Как бы Джастин ни силился запомнить путь от апартаментов Эллингтона до подвала, у него не получилось, так как уже на двенадцатом повороте, петляющем в узком коридоре, он полностью потерял любое представление о том, где находится. Штаб янки, а Джастин был уверен, что это именно он, располагался в здании старинного замка времен колонизации континента, который оказался настоящим лабиринтом. Сержант, грубый и нервный громила, впихнул его в подвал. Комната была большой, сырой и грязной; приторно-сладкий запах гнили витал в воздухе, тяжело ударив в нос своим зловонием. Стены и пол были выложены грубо отесанным камнем, пустившим многочисленные трещины от сырости и времени; единственным освещением служила масляная лампа на полу, в углу комнаты; стены были глухие, кроме решетчатой перегородки слева от Джастина, где находилась еще одна камера, только пустая. У противоположной стены с потолка свисали громоздкие цепи с браслетами-кандалами, в которые сержант и заковал его. Под ногами у Джастина находилось зарешеченное, покрытое коррозией отверстие для стока воды, которое, видимо, использовалось и в качестве отхожего места, так как своих многострадальных пленных янки держали закованными долгие дни подряд.
Офицер лишь ехидно усмехнулся, не почувствовав никакого страха, хотя его руки были вывернуты под подозрительным, чертовски опасным углом, а ноги хоть и доставали до пола, но не позволяли даже лягнуть янки — сил на сопротивление просто не было, как и толку.
— Джастин, все это зря, — сказал вошедший за сержантом Эллингтон, — я предложил тебе по-хорошему поговорить, но ты совершил глупость. Тебе никто не говорил, что твоя гордыня тебя погубит?
— Говорил, — тихо ответил Джастин, смело глядя прямо ему в глаза, — Морган. Генерал Джеффри Дин Морган сказал мне то же самое около недели назад.
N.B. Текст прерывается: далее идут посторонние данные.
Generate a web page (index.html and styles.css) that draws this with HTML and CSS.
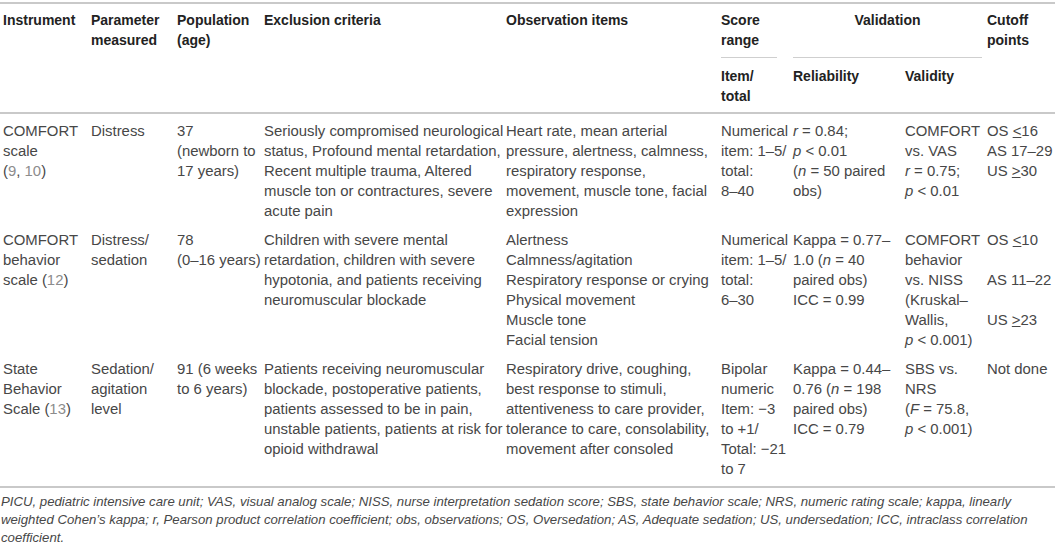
FILE: index.html
```html
<!DOCTYPE html>
<html lang="en">
<head>
<meta charset="utf-8">
<title>Sedation scales table</title>
<link rel="stylesheet" href="styles.css">
</head>
<body>
<div class="page">
<table class="scales">
  <colgroup>
    <col class="c1"><col class="c2"><col class="c3"><col class="c4"><col class="c5"><col class="c6"><col class="c7"><col class="c8"><col class="c9">
  </colgroup>
  <thead>
    <tr class="h1">
      <th rowspan="2" class="first">Instrument</th>
      <th rowspan="2">Parameter<br>measured</th>
      <th rowspan="2">Population<br>(age)</th>
      <th rowspan="2">Exclusion criteria</th>
      <th rowspan="2">Observation items</th>
      <th class="grp score"><div class="rule">Score<br>range</div></th>
      <th class="grp valid" colspan="2"><div class="rule center">Validation</div></th>
      <th rowspan="2">Cutoff<br>points</th>
    </tr>
    <tr class="h2">
      <th>Item/<br>total</th>
      <th>Reliability</th>
      <th>Validity</th>
    </tr>
  </thead>
  <tbody>
    <tr>
      <td class="first">COMFORT<br>scale<br>(<span class="ref">9</span>, <span class="ref">10</span>)</td>
      <td>Distress</td>
      <td>37<br>(newborn to<br>17 years)</td>
      <td>Seriously compromised neurological<br>status, Profound mental retardation,<br>Recent multiple trauma, Altered<br>muscle ton or contractures, severe<br>acute pain</td>
      <td>Heart rate, mean arterial<br>pressure, alertness, calmness,<br>respiratory response,<br>movement, muscle tone, facial<br>expression</td>
      <td>Numerical<br>item: 1–5/<br>total:<br>8–40</td>
      <td><i>r</i> = 0.84;<br><i>p</i> &lt; 0.01<br>(<i>n</i> = 50 paired<br>obs)</td>
      <td>COMFORT<br>vs. VAS<br><i>r</i> = 0.75;<br><i>p</i> &lt; 0.01</td>
      <td>OS <u>&lt;</u>16<br>AS 17–29<br>US <u>&gt;</u>30</td>
    </tr>
    <tr>
      <td class="first">COMFORT<br>behavior<br>scale (<span class="ref">12</span>)</td>
      <td>Distress/<br>sedation</td>
      <td>78<br>(0–16 years)</td>
      <td>Children with severe mental<br>retardation, children with severe<br>hypotonia, and patients receiving<br>neuromuscular blockade</td>
      <td>Alertness<br>Calmness/agitation<br>Respiratory response or crying<br>Physical movement<br>Muscle tone<br>Facial tension</td>
      <td>Numerical<br>item: 1–5/<br>total:<br>6–30</td>
      <td>Kappa = 0.77–<br>1.0 (<i>n</i> = 40<br>paired obs)<br>ICC = 0.99</td>
      <td>COMFORT<br>behavior<br>vs. NISS<br>(Kruskal–<br>Wallis,<br><i>p</i> &lt; 0.001)</td>
      <td>OS <u>&lt;</u>10<br>&nbsp;<br>AS 11–22<br>&nbsp;<br>US <u>&gt;</u>23</td>
    </tr>
    <tr class="last">
      <td class="first">State<br>Behavior<br>Scale (<span class="ref">13</span>)</td>
      <td>Sedation/<br>agitation<br>level</td>
      <td>91 (6 weeks<br>to 6 years)</td>
      <td>Patients receiving neuromuscular<br>blockade, postoperative patients,<br>patients assessed to be in pain,<br>unstable patients, patients at risk for<br>opioid withdrawal</td>
      <td>Respiratory drive, coughing,<br>best response to stimuli,<br>attentiveness to care provider,<br>tolerance to care, consolability,<br>movement after consoled</td>
      <td>Bipolar<br>numeric<br>Item: −3<br>to +1/<br>Total: −21<br>to 7</td>
      <td>Kappa = 0.44–<br>0.76 (<i>n</i> = 198<br>paired obs)<br>ICC = 0.79</td>
      <td>SBS vs.<br>NRS<br>(<i>F</i> = 75.8,<br><i>p</i> &lt; 0.001)</td>
      <td>Not done</td>
    </tr>
  </tbody>
</table>
<p class="note">PICU, pediatric intensive care unit; VAS, visual analog scale; NISS, nurse interpretation sedation score; SBS, state behavior scale; NRS, numeric rating scale; kappa, linearly<br>weighted Cohen’s kappa; r, Pearson product correlation coefficient; obs, observations; OS, Oversedation; AS, Adequate sedation; US, undersedation; ICC, intraclass correlation<br>coefficient.</p>
</div>
</body>
</html>
```

FILE: styles.css
```css
html, body {
  margin: 0;
  padding: 0;
  background: #ffffff;
}

.page {
  padding-top: 2px;
  font-family: "Liberation Sans", Arial, Helvetica, sans-serif;
  color: #474747;
}

.scales {
  width: 1055px;
  table-layout: fixed;
  border-collapse: separate;
  border-spacing: 0;
  border-top: 2px solid #c9c9c9;
}

.c1 { width: 91px; }
.c2 { width: 86px; }
.c3 { width: 87px; }
.c4 { width: 242px; }
.c5 { width: 215px; }
.c6 { width: 72px; }
.c7 { width: 112px; }
.c8 { width: 82px; }
.c9 { width: 68px; }

.scales th,
.scales td {
  text-align: left;
  vertical-align: top;
  padding: 0;
  white-space: nowrap;
  line-height: 20px;
}

.scales th {
  font-size: 14px;
  font-weight: bold;
  color: #222222;
}

.scales td {
  font-size: 14.9px;
}

.scales .first {
  padding-left: 3px;
}

.h1 th {
  padding-top: 6px;
  border-bottom: 2px solid #c9c9c9;
}

.h1 th.grp {
  border-bottom: none;
  padding-bottom: 0;
}

.h1 th.score {
  padding-right: 16px;
}

.h1 th.valid {
  padding-right: 5px;
}

.rule {
  padding-bottom: 7px;
  border-bottom: 1px solid #cfcfcf;
}

.rule.center {
  text-align: center;
  padding-bottom: 27px;
}

.h2 th {
  padding-top: 8px;
  padding-bottom: 6px;
  border-bottom: 2px solid #c9c9c9;
}

.scales tbody td {
  padding-top: 4px;
  padding-bottom: 5px;
}

.scales tbody tr:first-child td {
  padding-top: 7px;
}

.scales tbody tr.last td {
  padding-bottom: 7px;
  border-bottom: 2px solid #c9c9c9;
}

.ref {
  color: #8c8c8c;
}

.scales i {
  font-style: italic;
}

.scales u {
  text-decoration: underline;
  text-underline-offset: 1px;
}

.note {
  margin: 5px 0 0 1px;
  font-size: 13.2px;
  line-height: 18px;
  font-style: italic;
  color: #474747;
}
```
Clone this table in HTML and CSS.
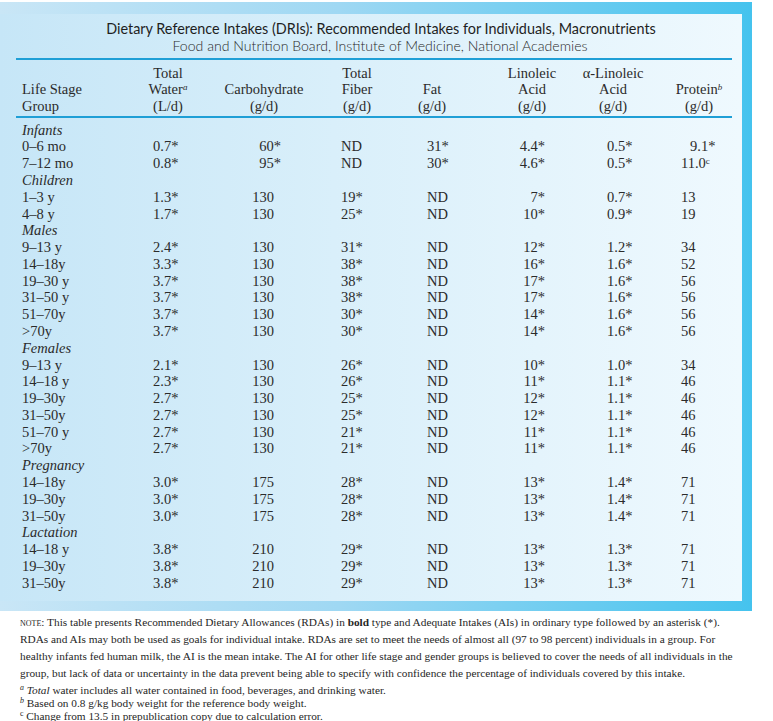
FILE: index.html
```html
<!DOCTYPE html>
<html lang="en">
<head>
<meta charset="utf-8">
<title>Dietary Reference Intakes: Macronutrients</title>
<link rel="stylesheet" href="styles.css">
</head>
<body>
<div class="frame">
  <div class="panel">
    <div class="title">Dietary Reference Intakes (DRIs): Recommended Intakes for Individuals, Macronutrients</div>
    <div class="subtitle">Food and Nutrition Board, Institute of Medicine, National Academies</div>
    <div class="rule rule1"></div>
    <div class="grid thead">
      <div class="h c1"><br>Life Stage<br>Group</div>
      <div class="h c2">Total<br>Water<sup><i>a</i></sup><br>(L/d)</div>
      <div class="h c3"><br>Carbohydrate<br>(g/d)</div>
      <div class="h c4">Total<br>Fiber<br>(g/d)</div>
      <div class="h c5"><br>Fat<br>(g/d)</div>
      <div class="h c6">Linoleic<br>Acid<br>(g/d)</div>
      <div class="h c7">α-Linoleic<br>Acid<br>(g/d)</div>
      <div class="h c8"><br>Protein<sup><i>b</i></sup><br>(g/d)</div>
    </div>
    <div class="rule rule2"></div>
    <div class="grid tbody">
      <div class="grp">Infants</div>
      <div class="c1">0–6 mo</div><div class="c2">0.7*</div><div class="c3">60<span class="hang">*</span></div><div class="c4">ND</div><div class="c5">31*</div><div class="c6">4.4*</div><div class="c7">0.5*</div><div class="c8 shift">9.1*</div>
      <div class="c1">7–12 mo</div><div class="c2">0.8*</div><div class="c3">95<span class="hang">*</span></div><div class="c4">ND</div><div class="c5">30*</div><div class="c6">4.6*</div><div class="c7">0.5*</div><div class="c8">11.0<sup>c</sup></div>
      <div class="grp">Children</div>
      <div class="c1">1–3 y</div><div class="c2">1.3*</div><div class="c3">130</div><div class="c4">19*</div><div class="c5">ND</div><div class="c6">7*</div><div class="c7">0.7*</div><div class="c8">13</div>
      <div class="c1">4–8 y</div><div class="c2">1.7*</div><div class="c3">130</div><div class="c4">25*</div><div class="c5">ND</div><div class="c6">10*</div><div class="c7">0.9*</div><div class="c8">19</div>
      <div class="grp">Males</div>
      <div class="c1">9–13 y</div><div class="c2">2.4*</div><div class="c3">130</div><div class="c4">31*</div><div class="c5">ND</div><div class="c6">12*</div><div class="c7">1.2*</div><div class="c8">34</div>
      <div class="c1">14–18y</div><div class="c2">3.3*</div><div class="c3">130</div><div class="c4">38*</div><div class="c5">ND</div><div class="c6">16*</div><div class="c7">1.6*</div><div class="c8">52</div>
      <div class="c1">19–30 y</div><div class="c2">3.7*</div><div class="c3">130</div><div class="c4">38*</div><div class="c5">ND</div><div class="c6">17*</div><div class="c7">1.6*</div><div class="c8">56</div>
      <div class="c1">31–50 y</div><div class="c2">3.7*</div><div class="c3">130</div><div class="c4">38*</div><div class="c5">ND</div><div class="c6">17*</div><div class="c7">1.6*</div><div class="c8">56</div>
      <div class="c1">51–70y</div><div class="c2">3.7*</div><div class="c3">130</div><div class="c4">30*</div><div class="c5">ND</div><div class="c6">14*</div><div class="c7">1.6*</div><div class="c8">56</div>
      <div class="c1">&gt;70y</div><div class="c2">3.7*</div><div class="c3">130</div><div class="c4">30*</div><div class="c5">ND</div><div class="c6">14*</div><div class="c7">1.6*</div><div class="c8">56</div>
      <div class="grp">Females</div>
      <div class="c1">9–13 y</div><div class="c2">2.1*</div><div class="c3">130</div><div class="c4">26*</div><div class="c5">ND</div><div class="c6">10*</div><div class="c7">1.0*</div><div class="c8">34</div>
      <div class="c1">14–18 y</div><div class="c2">2.3*</div><div class="c3">130</div><div class="c4">26*</div><div class="c5">ND</div><div class="c6">11*</div><div class="c7">1.1*</div><div class="c8">46</div>
      <div class="c1">19–30y</div><div class="c2">2.7*</div><div class="c3">130</div><div class="c4">25*</div><div class="c5">ND</div><div class="c6">12*</div><div class="c7">1.1*</div><div class="c8">46</div>
      <div class="c1">31–50y</div><div class="c2">2.7*</div><div class="c3">130</div><div class="c4">25*</div><div class="c5">ND</div><div class="c6">12*</div><div class="c7">1.1*</div><div class="c8">46</div>
      <div class="c1">51–70 y</div><div class="c2">2.7*</div><div class="c3">130</div><div class="c4">21*</div><div class="c5">ND</div><div class="c6">11*</div><div class="c7">1.1*</div><div class="c8">46</div>
      <div class="c1">&gt;70y</div><div class="c2">2.7*</div><div class="c3">130</div><div class="c4">21*</div><div class="c5">ND</div><div class="c6">11*</div><div class="c7">1.1*</div><div class="c8">46</div>
      <div class="grp">Pregnancy</div>
      <div class="c1">14–18y</div><div class="c2">3.0*</div><div class="c3">175</div><div class="c4">28*</div><div class="c5">ND</div><div class="c6">13*</div><div class="c7">1.4*</div><div class="c8">71</div>
      <div class="c1">19–30y</div><div class="c2">3.0*</div><div class="c3">175</div><div class="c4">28*</div><div class="c5">ND</div><div class="c6">13*</div><div class="c7">1.4*</div><div class="c8">71</div>
      <div class="c1">31–50y</div><div class="c2">3.0*</div><div class="c3">175</div><div class="c4">28*</div><div class="c5">ND</div><div class="c6">13*</div><div class="c7">1.4*</div><div class="c8">71</div>
      <div class="grp">Lactation</div>
      <div class="c1">14–18 y</div><div class="c2">3.8*</div><div class="c3">210</div><div class="c4">29*</div><div class="c5">ND</div><div class="c6">13*</div><div class="c7">1.3*</div><div class="c8">71</div>
      <div class="c1">19–30y</div><div class="c2">3.8*</div><div class="c3">210</div><div class="c4">29*</div><div class="c5">ND</div><div class="c6">13*</div><div class="c7">1.3*</div><div class="c8">71</div>
      <div class="c1">31–50y</div><div class="c2">3.8*</div><div class="c3">210</div><div class="c4">29*</div><div class="c5">ND</div><div class="c6">13*</div><div class="c7">1.3*</div><div class="c8">71</div>
    </div>
  </div>
</div>
<div class="notes">
  <p class="note"><span class="sc">Note</span>: This table presents Recommended Dietary Allowances (RDAs) in <b>bold</b> type and Adequate Intakes (AIs) in ordinary type followed by an asterisk (*).<br>RDAs and AIs may both be used as goals for individual intake. RDAs are set to meet the needs of almost all (97 to 98 percent) individuals in a group. For<br>healthy infants fed human milk, the AI is the mean intake. The AI for other life stage and gender groups is believed to cover the needs of all individuals in the<br>group, but lack of data or uncertainty in the data prevent being able to specify with confidence the percentage of individuals covered by this intake.</p>
  <p class="fn"><sup><i>a</i></sup> <i>Total</i> water includes all water contained in food, beverages, and drinking water.</p>
  <p class="fn"><sup><i>b</i></sup> Based on 0.8 g/kg body weight for the reference body weight.</p>
  <p class="fn"><sup>c</sup> Change from 13.5 in prepublication copy due to calculation error.</p>
</div>
</body>
</html>
```
FILE: styles.css
```css
html, body {
  margin: 0;
  padding: 0;
  background: #ffffff;
}
body {
  font-family: "Liberation Serif", "Times New Roman", serif;
  color: #2b2b2b;
}
.frame {
  width: 742px;
  margin-top: 2px;
  padding: 12px 10px 10px 0;
  background: linear-gradient(to right, #c9e6f6 0%, #9fd8f3 45%, #45c3ee 100%);
}
.panel {
  padding: 5.5px 10px 9.6px 16px;
  background: linear-gradient(to right, #c6e6f7 0%, #d9effa 45%, #eff9fe 100%);
}
.title {
  font-family: Lato, "Liberation Sans", sans-serif;
  font-size: 14.4px;
  line-height: 17px;
  text-align: center;
  padding-left: 14px;
  color: #1f1f1f;
}
.subtitle {
  font-family: Lato, "Liberation Sans", sans-serif;
  font-weight: 300;
  font-size: 14.1px;
  line-height: 17px;
  text-align: center;
  padding-left: 12px;
  color: #2a2a2a;
}
.rule {
  height: 2px;
  background: #1f9fd6;
}
.rule1 { margin-top: 4.5px; }
.rule2 { margin-top: 1.75px; }
.grid {
  display: grid;
  grid-template-columns: 104px 94px 94px 84px 78px 102px 80px 80px;
  font-size: 14.5px;
}
.thead {
  margin-top: 4.75px;
  line-height: 16.5px;
}
.tbody {
  margin-top: 3.6px;
  line-height: 16.78px;
}
sup {
  font-size: 0.62em;
  line-height: 0;
  vertical-align: 0.5em;
}
.h { text-align: center; }
.h.c1 { text-align: left; padding-left: 6px; }
.h.c2 { padding-left: 2px; }
.h.c3 { padding-left: 6px; }
.h.c4 { padding-left: 14px; }
.h.c5 { padding-left: 2px; }
.h.c6 { padding-left: 22px; }
.h.c7 { padding-left: 2px; }
.h.c8 { padding-left: 14px; }

.tbody .c1 { padding-left: 6px; white-space: nowrap; }
.tbody .c2 { padding-left: 33px; }
.tbody .c3 { text-align: right; padding-right: 34px; }
.tbody .c4 { padding-left: 33px; }
.tbody .c5 { padding-left: 35px; }
.tbody .c6 { text-align: right; padding-right: 27px; }
.tbody .c7 { padding-left: 35px; }
.tbody .c8 { padding-left: 29px; }
.tbody .c8.shift { padding-left: 38px; }
.hang { margin-right: -7px; }
.grp {
  grid-column: 1 / -1;
  padding-left: 6px;
  font-style: italic;
}
.notes {
  padding-left: 20px;
  font-size: 11.3px;
  color: #262626;
}
.notes p { margin: 0; }
.note {
  line-height: 17px;
  margin-top: 2.5px !important;
}
.sc {
  font-variant: small-caps;
  text-transform: lowercase;
}
.fn { line-height: 13px; }
.fn sup { font-size: 0.7em; }
.note + .fn { margin-top: 2px !important; }
```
Только звучало это иначе, но суть та же.
Эллингтон почти естественно улыбнулся:
— Что же, о нем я и хотел поговорить с тобой.
— Мы уже на «ты»? — притворно изумившись, хмыкнул пленник и сразу же осекся, получив звонкий удар по челюсти.
— Не надо со мной шутить, Джастин, — Эллингтон внезапно оказался рядом, так близко, что Джастин почувствовал обжигающе горячее дыхание на своем лице и поспешил отвернуться.
Схватив офицера за подбородок, силой вынуждая посмотреть на себя, Эллингтон четко и отрывисто произнес:
— Правила игры здесь устанавливаю я, а ты, если хочешь выжить, беспрекословно их соблюдаешь. Тебе все ясно, я надеюсь?
Отхаркнув вязкий комок крови ему под ноги, Джастин дерзко махнул головой, словно отгоняя назойливую муху, и злобно прошипел:
— Узнаем по ходу дела. Ты же не сказал правила той самой игры.
«Молчи, глупец. Закрой свой рот. Ты никто, ты пленник, они победили тебя и могут делать с тобой что угодно, пока ты болтаешься здесь, как рыба на крючке», — Джастин осознавал свою полную зависимость от этого человека и резко стушевался, понимая, что такое поведение чревато.
Эллингтон презрительно сузил свои лисьи глаза и с силой отпихнул от себя безвольно повисшего на руках парня.
— Узнаем их по ходу дела, — в тон ему ответил он и с этими словами вышел из подвала, оставив Джастина болтаться на цепях.
***
Эллингтон оказался поистине чудовищным мучителем, явно страдающим не от умственного, но душевного расстройства, в чем Джастин с лихвой убедился спустя три дня, проведенных в подвале для пыток. В его «ежедневное расписание», как это называл Эллингтон, входил жуткий душ. Несколько раз на него выливали ледяную воду из огромного чана, и почти сразу же на ее место приходил кипяток. Джастин орал в голос, не зная, что лучше — лед или огонь, так как обгоревшие при пожаре у Вашингтонского леса участки кожи только недавно затянулись и тут по ним приходился новый удар в виде горячей, словно из преисподней, воды. Такие процедуры заметно ослабили и без того больной организм: едва проходил озноб от холодной воды, как его заменяло дикое жжение кожи, особенно там, где были рубцы от ожогов, так до конца и не затянувшиеся. Джастин чувствовал, что лихорадка, почти отступившая, вновь вернулась: его бросало то в жар, то в холод, била крупная дрожь или сотрясало болезненными судорогами, что давало полную уверенность в том, что он снова болен.